A successful Elvira and one of her cows

Taking advantage of the wait, I asked more questions regarding the group’s financial past and present…from Don Celso I learned that 7yrs ago this group sought assistance from CEDEPEM, a Guatemalan NGO, which supports economic development for Guatemalans with few resources. Each member of the group had to open a saving account with a minimum of 100 quetzales ($12), with a promise to keep saving a minimum of Q25 ($3.40) each month. Every member then received a loan of 1500 quetzales ($220). The NGO put in money to help pay for the interest and has slowly been working themselves out of the financial support….when Victor finally arrived, he said their hope was that group members could pay off their loans within 5 yrs, but 7-10yrs is more realistic. Every 2wks the group meets to collect the savings deposit during one meeting, then 2wks later they collect the interest payment from each member. Compliance is strictly enforced so that they keep their good standing with the bank. One meeting I watched an hour-long deliberation regarding one woman’s inability to pay for several months…a mini crisis for the group. I felt her individual pain as she described school costs for children (uniforms, etc.) and that her husband in the USA had not sent his usual payment to her.

Elvira and her cows

Pep, a Spanish photographer, soon arrived with Victor to photograph some of the women going about their daily activities, to be used for a photo gallery at the Microcredit Summit Campaign to be held this year in Spain ( Elvira was to be featured as a particularly successful member. Victor confided in me that 7yrs ago, Elvira had very little to her name and was afraid of opening a bank account. Now she has 8000 quetzales in her savings account ($1000 is an incredible amount in Guatemala), and with her loans has purchased 4 cows (the toros cost Q2000 and the cows cost Q6000), 4 pigs (including the VERY ugly one featured here), and multiple chickens. She now has a steady source of income and a financial cushion, too!

A VERY ugly Wilbur...

As I navigate my way as a Peace Corps volunteer, it is these “ah-hah” moments that help me to define my role here. I have been working with our Comision de Fomento Economico (Economic Development Commission) for several months now. This group is comprised of 4-5 representatives from each of our 11 villages who will be receiving economic development projects from our city council (greenhouses, pig and chicken-raising, and weaving-making). I’ve been concerned about several aspects of these projects…they are the result of top-down planning, so villagers were not consulted as to their own areas of expertise and what projects they really wanted, nor was much thought given to the market for some of these products). I spoke with Juan Mejia who works for SERJUS, another Guatemalan NGO, supporting this commission. I told him, “Juan, we need to invite Victor to come talk about the success of his program in Xeabaj! It would be so good for others to see that they, too, can achieve economic success…and I’d like to invite Elvira to come talk about her journey along this road.” Juan was interested, and I will indeed ensure that this story gets passed along and replicated!!
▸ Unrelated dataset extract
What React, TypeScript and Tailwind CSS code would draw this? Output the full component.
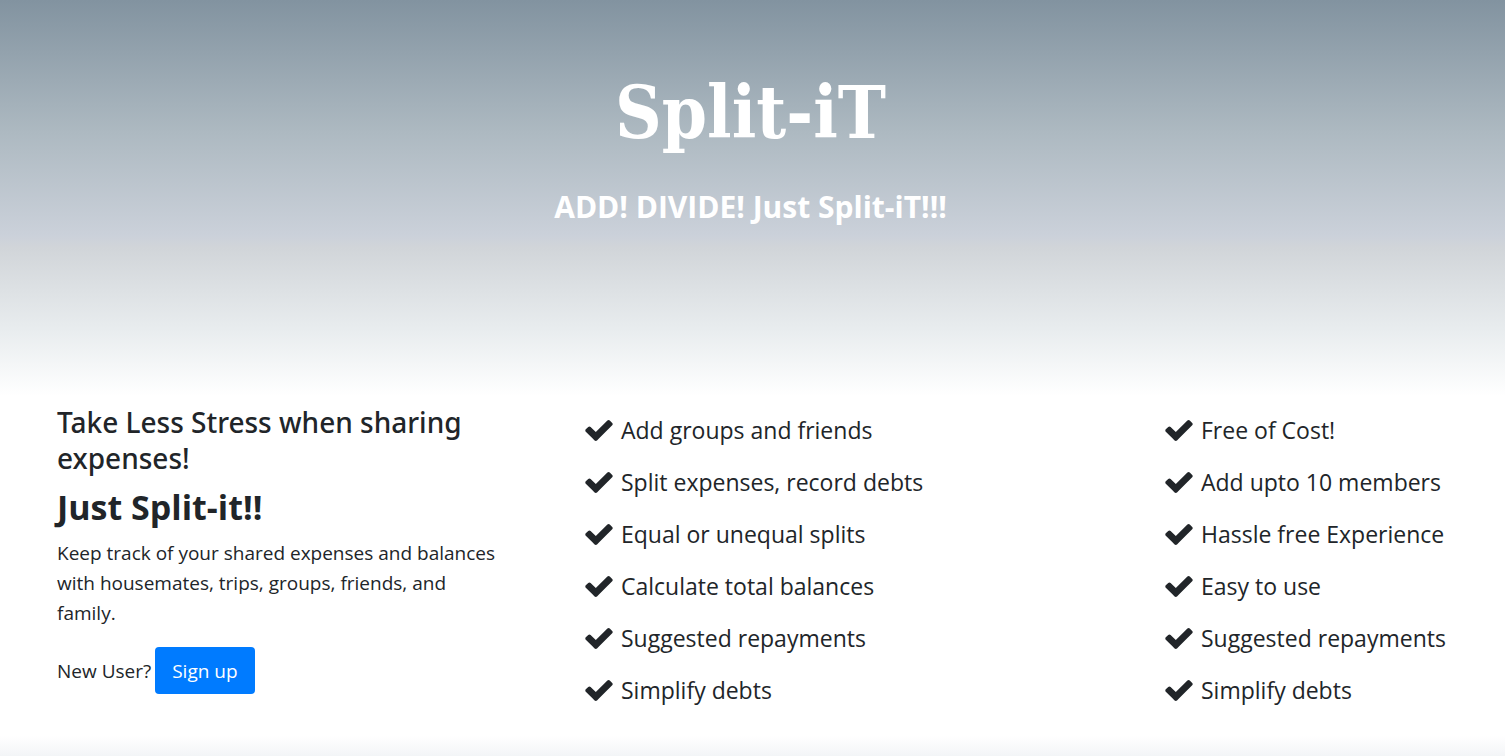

Paxboch group members display their earrings

What is most heart-warming is the resultant self-reliance and pride generated amongst the group members…no waiting for a handout from a foreign or Guatemalan NGO!!  Just a loan from CEDEPEM and the bank, BanRural, to get them started on their own projects. If this can work in one group, it can definitely work in others….so I want the women in my Paxboch group to learn from this. Even though my Paxboch group will be gifted by the city council with pigs to raise, they need to dream of expanding their capital. So yes, micro finance has worked in my town to empower women and improve the quality of their lives. We’re talking about SMALL amounts of money…an initial loan of 1500 quetzales ($220) per member, and opening a savings account with 100 quetzales ($12), with a minimum monthly deposit of Q25 ($3.40). For us Americans, that loan amount is a typical shopping trip at Sam’s Club or Costco, the savings account is a fast food lunch and their monthly deposit is a cup of coffee….all of those are luxuries for us, yet that same amount of money has so much greater positive effect here.

A fan of my Apple Cake

In summary, I am VERY impressed with the discipline of the group members in this whole process, their regular savings deposits and meeting their financial obligation, which has been rewarded with additional bank loans to expand their projects. And yes, I am still waiting for my prestamo (loan) of boyfriends from Elvira….I’ll even pay interest on this loan!!!



  1. That’s interesting how giving a helping hand is so much more successful than giving a handout. As you mention, the pride and self-reliance are worth so much more.